Data and A.I. A.I. and  data.

You almost always hear the two terms spoken in the same breath. Why is that?

If you're a founder trying to understand more about these topics, whether it's to improve your workflows or products or some aspect of your operations, here's a business owner's primer on what people mean when they insist on saying the two together.

A.I. needs data to do anything.

At its core, A.I. is an algorithm, which in plain English is a process that takes inputs and produces outputs. Much like your car, which is just a hunk of metal sitting the garage until it has fuel to make it go, an algorithm on its own with no data to process can't make anything useful. In fact, it can't make anything at all.

This means that if you want your company to take advantage of A.I., the first task is getting your data together and in shape. This can be a real stumbling block, according to Phuong Nguyen, founder of data science consultancy Partners in Company. "From the client's we've worked with and talked to, the impediments to being more data-driven are usually the basics of having clean, consistent data and it being centralized and secure," she says.

That usually means either getting your data out of spreadsheets or bringing your data together from multiple platforms -- like a customer relationship management (CRM) platform and a marketing platform -- into a centralized repository, where the data can begin to be combined and compared for analysis. Typically, it will then still need to be cleaned and normalized in various ways to make sure it is consistent and in the right form before data teams can draw correct conclusions and then build on the data with A.I.

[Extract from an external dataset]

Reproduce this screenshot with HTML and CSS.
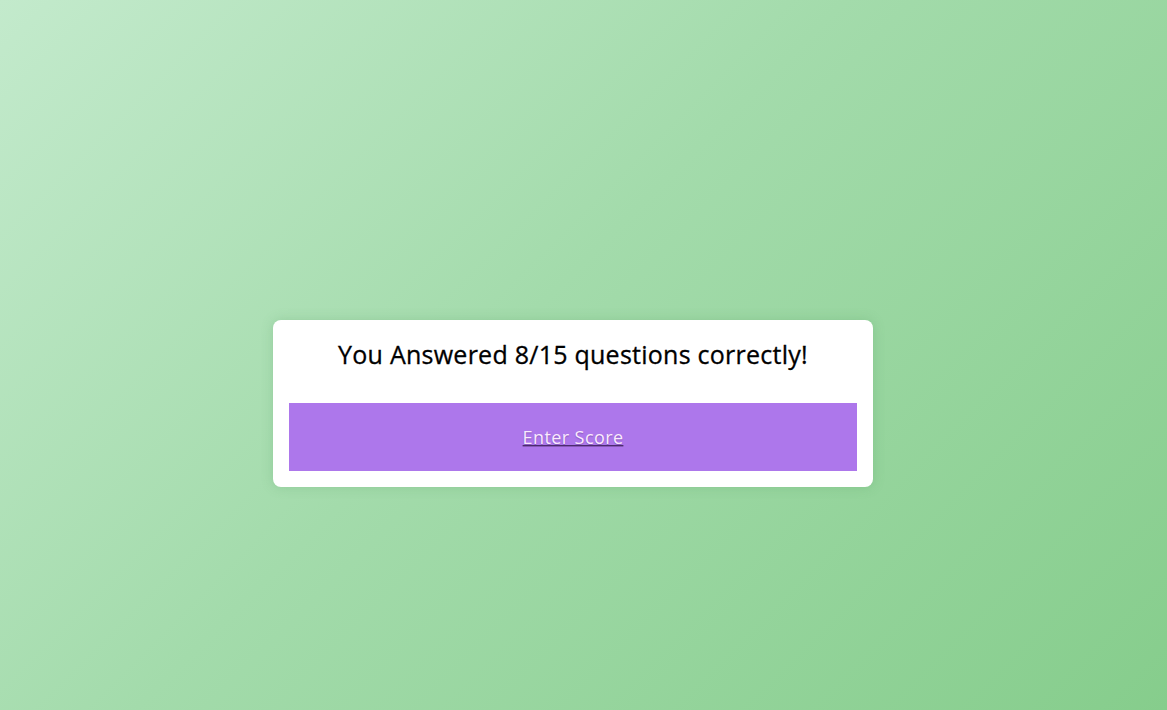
FILE: index.html
```html
<!DOCTYPE html>
<html lang="en">
<head>
<meta charset="utf-8">
<title>Quiz Result</title>
<link rel="stylesheet" href="styles.css">
</head>
<body>
<main class="stage">
  <section class="card">
    <h2 class="result">You Answered 8/15 questions correctly!</h2>
    <div class="action">
      <a class="enter" href="#">Enter Score</a>
    </div>
  </section>
</main>
</body>
</html>
```
FILE: styles.css
```css
html, body {
  margin: 0;
  height: 100%;
}
body {
  background: linear-gradient(135deg, #c3eacc 0%, #a3dbab 45%, #86cd8c 100%);
  font-family: "Open Sans", "Noto Sans", sans-serif;
}
.stage {
  display: flex;
  justify-content: center;
  padding: 320px 21px 0 0;
}
.card {
  width: 600px;
  box-sizing: border-box;
  background: #fff;
  border-radius: 8px;
  padding: 16px 16px 16px;
  box-shadow: 0 0 12px rgba(80, 150, 90, 0.25);
}
.result {
  margin: 0;
  height: 67px;
  text-align: center;
  font-size: 25px;
  font-weight: 500;
  line-height: 36px;
  color: #000;
  letter-spacing: 0.25px;
  -webkit-text-stroke: 0.3px #000;
}
.action {
  background: #ad77eb;
  height: 68px;
  display: flex;
  align-items: center;
  justify-content: center;
}
.enter {
  color: #fbeaff;
  font-size: 18px;
  font-weight: 500;
  text-decoration: underline;
  text-decoration-color: #4a2c6e;
  text-shadow: 0 1px 1px rgba(60, 30, 90, 0.35);
  letter-spacing: 0.4px;
}
```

What's more, most A.I. needs large amounts of data to produce reliable results, for the same reason that you need a large sample of anything in order to make a reasonable judgment. We're all familiar with political polls, where professionals usually claim greater than 95 percent accuracy on how the larger population plans to vote in an election by sampling somewhere around 300 people.

That's for a simple choice between two options. If you're trying to create more complex predictions, such as differentiating between types of customer behavior in your marketing data, you'll want to start with many thousands of samples. Oftentimes, you'll use quite a lot more to get strong confidence in your results.

How much data are we talking about? A proper statistical analysis can give you a precise number for what you're trying to do, but as a general rule, hundreds of thousands of rows is usually on the low end for machine-learning-based analyses. "I'm not used to working with anything under a million rows," says Chantel Perry, a veteran data scientist at large companies and author of the book Data Newbie to Guru.

And for something like a marketing analysis, where the customer tendencies you're trying to understand can vary from day to day and month to month, you also want enough to gather data over a period long enough to make useful predictions: "You want to be in business for at least six months, and collecting data on your customers for at least six months," says Perry.

So now you understand why A.I. needs data. That dependency runs the other direction, too. The truth is, you can't have one without the other.

A lot of data comes out of A.I.

Just as A.I. algorithms need data as their input, their output is often a form of data. 

Let's say your marketing data gets crunched in such a way that you find you have eight major clusters of customers. You might further discover that different clusters of customers should receive different kinds of pitches or advertisements. Those outputs are data that you can feed into another algorithm, one where you can then use that labeling to predict which cluster a future customer will belong to and then have an automated process that assigns them the pitches or advertisements that are predicted to be the most effective.

When you think about it, all data exists as a result of some process akin to an algorithm, often A.I. Sometimes A.I. is powering that data-gathering process, sometimes it isn't, and sometimes the distinction isn't all that clear. Take, for instance, data about average income and spending patterns in a geography you're targeting: It could come from a combination of surveys, government data, data crunched by credit card companies and merchants, and then crunched again into a single number for a single census block, which your marketing algorithms then might use to help you target different customers in different ways.

There's a common saying I often invoke when talking about data science: "Nobody believes in a model, other than the person who wrote it, and everyone believes in a given dataset, other than the person responsible for assembling it." Noodle on that for a minute.

We have a tendency to believe in data as necessarily true and not reliant on a human or A.I. process to be the way it is. But that's often untrue. If you want to arrive at meaningful outcomes, you need to scrutinize the data feeding your models -- as well as the models that produced the data that you're feeding your models.

"The biggest thing that I see issues with is data quality," says Perry. "Anything that's going into the decision-making process needs to be checked for cleanliness, bias, and other issues -- especially with machine learning models."

Understanding this back-and-forth between data and A.I. and their feedback loop will help you avoid relying on analyses that aren't quite as good as they might seem at first glance.